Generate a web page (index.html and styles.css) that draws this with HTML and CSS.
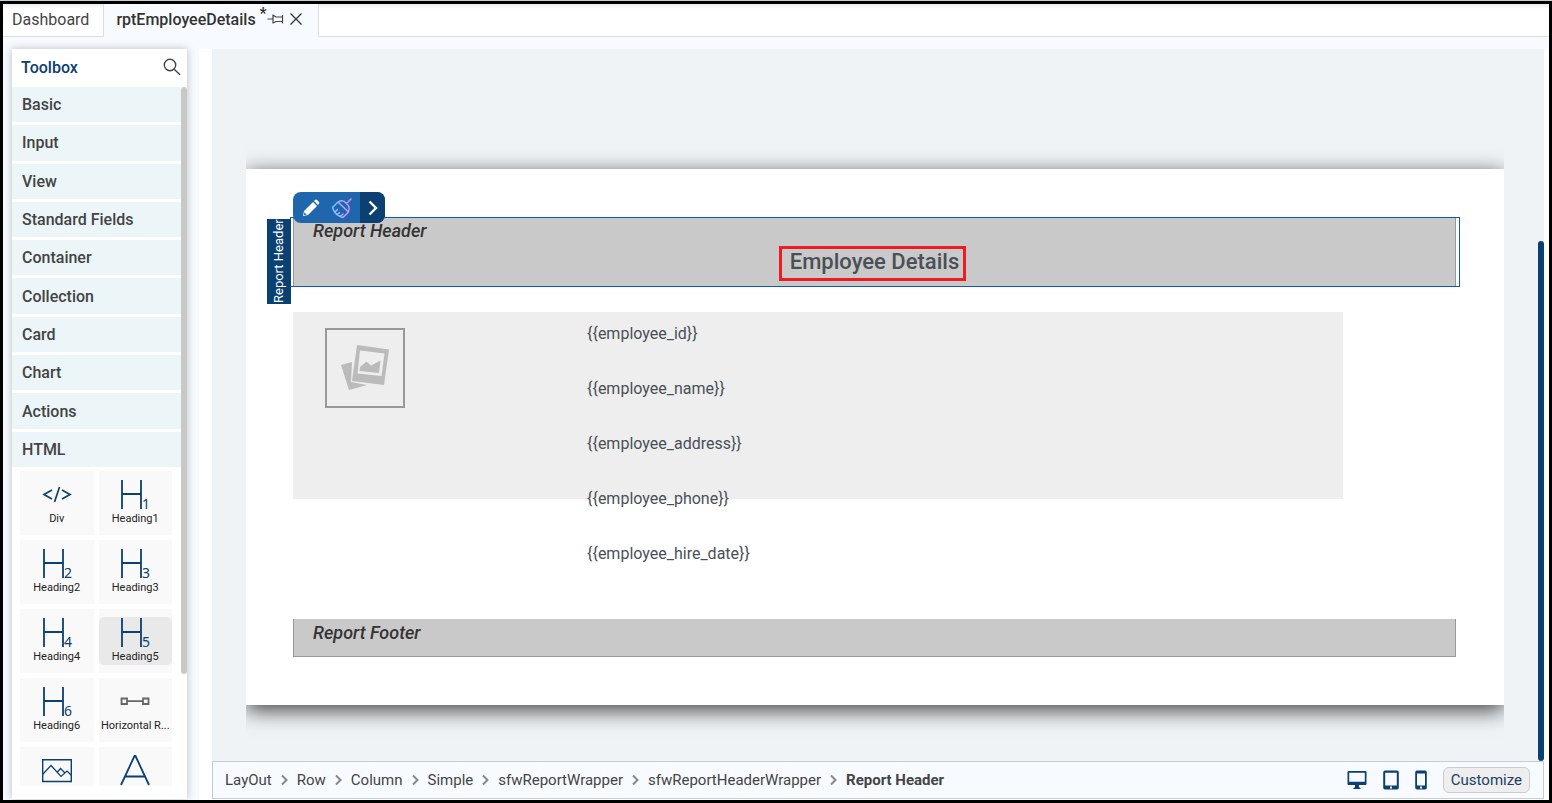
FILE: index.html
```html
<!DOCTYPE html>
<html lang="en">
  <head>
    <meta charset="UTF-8" />
    <meta name="viewport" content="width=device-width, initial-scale=1.0" />
    <title>rptEmployeeDetails</title>
    <link rel="stylesheet" href="styles.css">
  </head>
  <body>
    <div class="app">
      <nav class="tabs">
        <a class="tab" href="#">Dashboard</a>
        <div class="tab active">
          <a href="#">rptEmployeeDetails</a>
          <span class="dirty">*</span>
          <button class="tab-btn" aria-label="Pin tab">
            <svg width="17" height="14" viewBox="0 0 17 14" fill="none" stroke="#444" stroke-width="1.2">
              <path d="M0.5 7H6M6 2.5V11.5M6 3L9 5H15.500M15.500 9.500H9L6 11M15.500 3V11.500" />
            </svg>
          </button>
          <button class="tab-btn close" aria-label="Close tab">
            <svg width="12" height="12" viewBox="0 0 12 12" stroke="#333" stroke-width="1.3">
              <path d="M0.5 0.5L11.5 11.5M11.5 0.5L0.5 11.5" />
            </svg>
          </button>
        </div>
        <div class="tab-rest"></div>
      </nav>

      <div class="workspace">
        <aside class="toolbox">
          <header class="toolbox-head">
            <h2>Toolbox</h2>
            <button class="search-btn" aria-label="Search toolbox">
              <svg width="18" height="18" viewBox="0 0 18 18" fill="none" stroke="#444" stroke-width="1.4">
                <circle cx="7" cy="7" r="5.700" />
                <path d="M11.200 11.200L17 16.800" />
              </svg>
            </button>
          </header>
          <div class="toolbox-body">
            <div class="toolbox-list">
              <div class="categories">
                <button>Basic</button>
                <button>Input</button>
                <button>View</button>
                <button>Standard Fields</button>
                <button>Container</button>
                <button>Collection</button>
                <button>Card</button>
                <button>Chart</button>
                <button>Actions</button>
                <button>HTML</button>
              </div>
              <div class="tiles">
                <div class="tile">
                  <button>
                    <svg width="30" height="32" viewBox="0 0 30 32" fill="none" stroke="#0b4072" stroke-width="1.700">
                      <path d="M10 11L2 15.500L10 20M20 11L28 15.500L20 20M17.500 8L12.500 23" />
                    </svg>
                    Div
                  </button>
                </div>
                <div class="tile">
                  <button>
                    <svg class="h-icon" width="32" height="32" viewBox="0 0 32 32">
                      <path d="M3 1V30M22 1V30M3 15H22" /><text x="23" y="30">1</text>
                    </svg>
                    Heading1
                  </button>
                </div>
                <div class="tile">
                  <button>
                    <svg class="h-icon" width="32" height="32" viewBox="0 0 32 32">
                      <path d="M3 1V30M22 1V30M3 15H22" /><text x="23" y="30">2</text>
                    </svg>
                    Heading2
                  </button>
                </div>
                <div class="tile">
                  <button>
                    <svg class="h-icon" width="32" height="32" viewBox="0 0 32 32">
                      <path d="M3 1V30M22 1V30M3 15H22" /><text x="23" y="30">3</text>
                    </svg>
                    Heading3
                  </button>
                </div>
                <div class="tile">
                  <button>
                    <svg class="h-icon" width="32" height="32" viewBox="0 0 32 32">
                      <path d="M3 1V30M22 1V30M3 15H22" /><text x="23" y="30">4</text>
                    </svg>
                    Heading4
                  </button>
                </div>
                <div class="tile">
                  <button class="hovered">
                    <svg class="h-icon" width="32" height="32" viewBox="0 0 32 32">
                      <path d="M3 1V30M22 1V30M3 15H22" /><text x="23" y="30">5</text>
                    </svg>
                    Heading5
                  </button>
                </div>
                <div class="tile">
                  <button>
                    <svg class="h-icon" width="32" height="32" viewBox="0 0 32 32">
                      <path d="M3 1V30M22 1V30M3 15H22" /><text x="23" y="30">6</text>
                    </svg>
                    Heading6
                  </button>
                </div>
                <div class="tile">
                  <button>
                    <svg width="30" height="32" viewBox="0 0 30 32" fill="none" stroke="#666" stroke-width="1.800">
                      <path d="M1.500 12.500H7V18H1.500ZM23 12.500H28.500V18H23ZM7 15.200H23" />
                    </svg>
                    Horizontal R...
                  </button>
                </div>
                <div class="tile">
                  <button aria-label="Image">
                    <svg width="30" height="32" viewBox="0 0 30 32" fill="none" stroke="#0b4072" stroke-width="1.400">
                      <path d="M0.700 4.700H29.300V26.500H0.700Z" />
                      <path d="M1 19L9 10.500L19 21.500L25 16L29 20M15 17.500L18.500 13.500L23 18" stroke-width="1.200" />
                    </svg>
                  </button>
                </div>
                <div class="tile">
                  <button aria-label="Label">
                    <svg width="30" height="32" viewBox="0 0 30 32" fill="none" stroke="#0b4072" stroke-width="1.800">
                      <path d="M1 30L14.500 1H15.500L29 30M5.500 21.500H24.500" />
                    </svg>
                  </button>
                </div>
              </div>
            </div>
            <div class="toolbox-scroll"></div>
          </div>
        </aside>

        <main class="designer">
          <div class="canvas">
            <div class="page-area">
              <div class="page">
                <section class="band report-header">
                  <span class="band-title">Report Header</span>
                  <h1><span>Employee Details</span></h1>
                  <div class="band-label">Report Header</div>
                  <div class="band-tools">
                    <button aria-label="Edit">
                      <svg width="18" height="18" viewBox="0 0 18 18" fill="#fff">
                        <path d="M1 17L2 12L11 3L15 7L6 16ZM12 2L13.300 0.800Q14.300 0.200 15.300 1.200L16.800 2.700Q17.800 3.700 17 4.800L16 6Z" />
                        <path d="M2.300 13.200L4.800 15.700L2 16Z" fill="#1f66ad" />
                      </svg>
                    </button>
                    <button aria-label="Clear style">
                      <svg width="22" height="22" viewBox="0 0 22 22" fill="none" stroke="url(#brush)" stroke-width="1.500" stroke-linecap="round" stroke-linejoin="round">
                        <defs>
                          <linearGradient id="brush" x1="0" y1="0" x2="1" y2="0">
                            <stop offset="0" stop-color="#7cc4ff" />
                            <stop offset="1" stop-color="#d98cf5" />
                          </linearGradient>
                        </defs>
                        <path d="M20 2L15.500 6.500M8 4.500Q12 2.500 15.500 6.500Q19.500 10 17.500 14.500M7 5L17.500 15M7 5L1.500 10.500Q4 18.500 12 20.500L17.500 15M4 15L6.500 12.500M6.500 17.500L8.500 15.500M9.500 19.500L12 17" />
                      </svg>
                    </button>
                    <button class="more" aria-label="More">
                      <svg width="10" height="16" viewBox="0 0 10 16" fill="none" stroke="#fff" stroke-width="2.400">
                        <path d="M1.500 1.500L8 8L1.500 14.500" />
                      </svg>
                    </button>
                  </div>
                </section>

                <section class="detail">
                  <div class="photo">
                    <svg width="50" height="48" viewBox="0 0 50 48">
                      <path d="M1 21L12 18L11 38L27 41L9 46Z" fill="#bbb" />
                      <path d="M17 1L49 5.500L44 41L12 37Z" fill="#bbb" />
                      <path d="M20 6.500L44.500 9.500L41.500 32L17.500 29.500Z" fill="#eee" />
                      <path d="M19.500 27L20 23L26.500 17.500L31 21.500L40.500 16.500L39 29Z" fill="#bbb" />
                    </svg>
                  </div>
                  <div class="fields">
                    <span>{{employee_id}}</span>
                    <span>{{employee_name}}</span>
                    <span>{{employee_address}}</span>
                    <span>{{employee_phone}}</span>
                    <span>{{employee_hire_date}}</span>
                  </div>
                </section>

                <section class="band report-footer">
                  <span class="band-title">Report Footer</span>
                </section>
              </div>
            </div>
            <div class="canvas-scroll"></div>
          </div>

          <footer class="statusbar">
            <nav class="crumbs">
              <a href="#">LayOut</a>
              <svg class="sep" viewBox="0 0 8 12"><path d="M1.500 1.500L6 6L1.500 10.500" /></svg>
              <a href="#">Row</a>
              <svg class="sep" viewBox="0 0 8 12"><path d="M1.500 1.500L6 6L1.500 10.500" /></svg>
              <a href="#">Column</a>
              <svg class="sep" viewBox="0 0 8 12"><path d="M1.500 1.500L6 6L1.500 10.500" /></svg>
              <a href="#">Simple</a>
              <svg class="sep" viewBox="0 0 8 12"><path d="M1.500 1.500L6 6L1.500 10.500" /></svg>
              <a href="#">sfwReportWrapper</a>
              <svg class="sep" viewBox="0 0 8 12"><path d="M1.500 1.500L6 6L1.500 10.500" /></svg>
              <a href="#">sfwReportHeaderWrapper</a>
              <svg class="sep" viewBox="0 0 8 12"><path d="M1.500 1.500L6 6L1.500 10.500" /></svg>
              <a class="current" href="#">Report Header</a>
            </nav>
            <div class="devices">
              <button aria-label="Desktop">
                <svg width="20" height="20" viewBox="0 0 20 20" fill="#0b4072" fill-rule="evenodd">
                  <path d="M1.500 1H18.500Q19.500 1 19.500 2V14Q19.500 15 18.500 15H12V17L14 19H6L8 17V15H1.500Q0.500 15 0.500 14V2Q0.500 1 1.500 1ZM2.200 2.700V11.800H17.800V2.700Z" />
                </svg>
              </button>
              <button aria-label="Tablet">
                <svg width="16" height="20" viewBox="0 0 16 20" fill="#0b4072" fill-rule="evenodd">
                  <path d="M2 0.500H14Q15.800 0.500 15.800 2.500V17.500Q15.800 19.500 14 19.500H2Q0.200 19.500 0.200 17.500V2.500Q0.200 0.500 2 0.500ZM2.200 2.800V15.500H13.800V2.800ZM7 16.500V18.500H9V16.500Z" />
                </svg>
              </button>
              <button aria-label="Phone">
                <svg width="12" height="20" viewBox="0 0 12 20" fill="#0b4072" fill-rule="evenodd">
                  <path d="M2 0.500H10Q11.800 0.500 11.800 2.500V17.500Q11.800 19.500 10 19.500H2Q0.200 19.500 0.200 17.500V2.500Q0.200 0.500 2 0.500ZM2 3.500V15.500H10V3.500ZM5 16.500V18.500H7V16.500Z" />
                </svg>
              </button>
              <button class="customize-btn">Customize</button>
            </div>
          </footer>
        </main>
      </div>
    </div>
  </body>
</html>
```
FILE: styles.css
```css
* {
  box-sizing: border-box;
}
body {
  margin: 0;
  padding-top: 1px;
  height: 100vh;
  background-color: #c8d2d0;
  font-family: Roboto, "Liberation Sans", sans-serif;
  font-size: 16px;
  color: #444;
}
a {
  color: inherit;
  text-decoration: none;
}
button {
  font: inherit;
  color: inherit;
  border: none;
  background: none;
  padding: 0;
  cursor: pointer;
}
svg {
  display: block;
  flex: none;
}
.app {
  height: 100%;
  display: flex;
  flex-direction: column;
  border: 3px solid #000;
  background: #f7fbff;
}

/* tabs */
.tabs {
  display: flex;
  height: 33px;
  background: linear-gradient(#eee, #fff 5px);
}
.tab {
  display: flex;
  align-items: center;
  padding: 0 14px 2px 9px;
  border-right: 1px solid #ddd;
  border-bottom: 1px solid #ddd;
}
.tab.active {
  padding: 0 16px 2px 12px;
  font-weight: 500;
  color: #333;
  background: #f7fbff;
  border-bottom-color: #f7fbff;
}
.tab-rest {
  flex: 1;
  border-bottom: 1px solid #ddd;
}
.dirty {
  align-self: flex-start;
  margin-left: 4px;
}
.close {
  margin-left: 6px;
}

/* toolbox */
.workspace {
  flex: 1;
  min-height: 0;
  display: flex;
  padding-top: 12px;
}
.toolbox {
  display: flex;
  flex-direction: column;
  width: 175px;
  margin: 0 12px 1px 9px;
  padding-bottom: 13px;
  background: #fff;
  box-shadow: 0 0 8px rgba(0, 0, 0, 0.25);
}
.toolbox-head {
  display: flex;
  align-items: center;
  justify-content: space-between;
  height: 38px;
  padding: 0 6px 2px 9px;
}
.toolbox-head h2 {
  margin: 0;
  font-size: 16px;
  font-weight: 500;
  color: #0b4072;
}
.toolbox-body {
  flex: 1;
  min-height: 0;
  display: flex;
}
.toolbox-list {
  flex: 1;
  overflow: hidden;
}
.categories {
  display: grid;
  grid-auto-rows: 1fr;
  gap: 3px;
  height: 380px;
}
.categories button {
  padding-left: 10px;
  text-align: left;
  font-weight: 500;
  background: #ecf5f8;
}
.toolbox-scroll {
  width: 6px;
  height: 84%;
  border-radius: 3px;
  background: #c8c8c8;
}
.tiles {
  display: grid;
  grid-template-columns: 1fr 1fr;
  gap: 5px;
  padding: 4px 9px 0 8px;
}
.tile {
  height: 64px;
  padding: 8px 0;
  background: #f9f9f9;
}
.tile button {
  display: flex;
  flex-direction: column;
  align-items: center;
  width: 100%;
  height: 48px;
  border-radius: 5px;
  font-size: 11px;
  line-height: 16px;
  color: #222;
  white-space: nowrap;
}
.tile .hovered {
  background: #e9e9e9;
}
.h-icon {
  overflow: visible;
}
.h-icon path {
  fill: none;
  stroke: #0b4072;
  stroke-width: 1.8;
}
.h-icon text {
  font-family: "Noto Sans", sans-serif;
  font-size: 14px;
  line-height: 14px;
  fill: #0b4072;
}

/* designer */
.designer {
  flex: 1;
  min-width: 0;
  display: flex;
  flex-direction: column;
  padding: 0 5px 1px 13px;
  background: #fff;
}
.canvas {
  flex: 1;
  min-height: 0;
  display: flex;
  background: #eff3f6;
}
.page-area {
  flex: 1;
  padding: 120px 34px 0;
}
.canvas-scroll {
  align-self: flex-end;
  width: 6px;
  height: 73%;
  border-radius: 3px;
  background: #0b4072;
}
.page {
  padding: 48px 48px 48px 47px;
  background: #fff;
  box-shadow: 0 5px 20px rgba(0, 0, 0, 0.74);
  clip-path: inset(-40px 0);
}
.band {
  padding: 1px 19px 11px;
  background: #c9c9c9;
  border: 1px solid #999;
  border-top: none;
}
.band-title {
  display: block;
  font-size: 18px;
  font-style: italic;
  font-weight: 500;
  line-height: 25px;
  color: #333;
}
.report-header {
  position: relative;
  padding-bottom: 5px;
}
.report-header::after {
  content: "";
  position: absolute;
  inset: 0 -5px -1px -4px;
  border: 1px solid #0f57b8;
}
.report-header h1 {
  display: flex;
  justify-content: center;
  margin: 3px 4px 0 0;
  font-size: 22px;
  font-weight: 500;
  line-height: 25px;
  color: #495057;
}
.report-header h1 span {
  padding: 0 4px 4px 8px;
  border: 3px solid #ed1c24;
}
.band-label {
  position: absolute;
  top: 2px;
  left: -27px;
  width: 24px;
  height: 85px;
  z-index: 1;
  writing-mode: vertical-rl;
  transform: rotate(180deg);
  text-align: center;
  font-size: 13px;
  line-height: 24px;
  color: #fff;
  background: #0b4072;
}
.band-tools {
  position: absolute;
  top: -25px;
  left: -1px;
  z-index: 1;
  display: flex;
  height: 31px;
  padding-left: 2px;
  border-radius: 8px;
  overflow: hidden;
  background: #1f66ad;
}
.band-tools button {
  display: flex;
  align-items: center;
  justify-content: center;
  width: 31px;
}
.band-tools .more {
  width: 25px;
  margin-left: 3px;
  background: #0b4072;
}
.detail {
  display: grid;
  grid-template-columns: 28% 1fr;
  width: 90.3%;
  margin: 25px 0 54px;
  background: linear-gradient(#eee, #eee) no-repeat 0 0 / 100% 187px;
}
.photo {
  display: flex;
  align-items: center;
  justify-content: center;
  width: 80px;
  height: 80px;
  margin: 16px 0 0 32px;
  border: 2px solid #999;
}
.fields {
  display: flex;
  flex-direction: column;
  gap: 32px;
  padding-top: 10px;
  line-height: 23px;
  color: #495057;
}

/* status bar */
.statusbar {
  display: flex;
  align-items: center;
  justify-content: space-between;
  height: 38px;
  padding: 0 13px 0 12px;
  border: 1px solid #c8cdd2;
  background: #f7fbff;
}
.crumbs {
  display: flex;
  align-items: center;
  gap: 8px;
  font-size: 15px;
}
.crumbs .current {
  font-weight: 700;
}
.sep {
  width: 9px;
  height: 12px;
  fill: none;
  stroke: #888;
  stroke-width: 2;
}
.devices {
  display: flex;
  align-items: center;
  gap: 16px;
}
.devices .customize-btn {
  height: 26px;
  padding: 0 7px;
  border: 1px solid #ccc;
  border-radius: 6px;
  font-size: 15px;
  color: #1c3d66;
  background: #eee;
}
```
------------------------------------------------------------
Exercise directions =>
Copy all lines of the listing above that contain the string "page".

Response below =>
Generate a web page (index.html and styles.css) that draws this with HTML and CSS.
            <div class="page-area">
              <div class="page">
.page-area {
.page {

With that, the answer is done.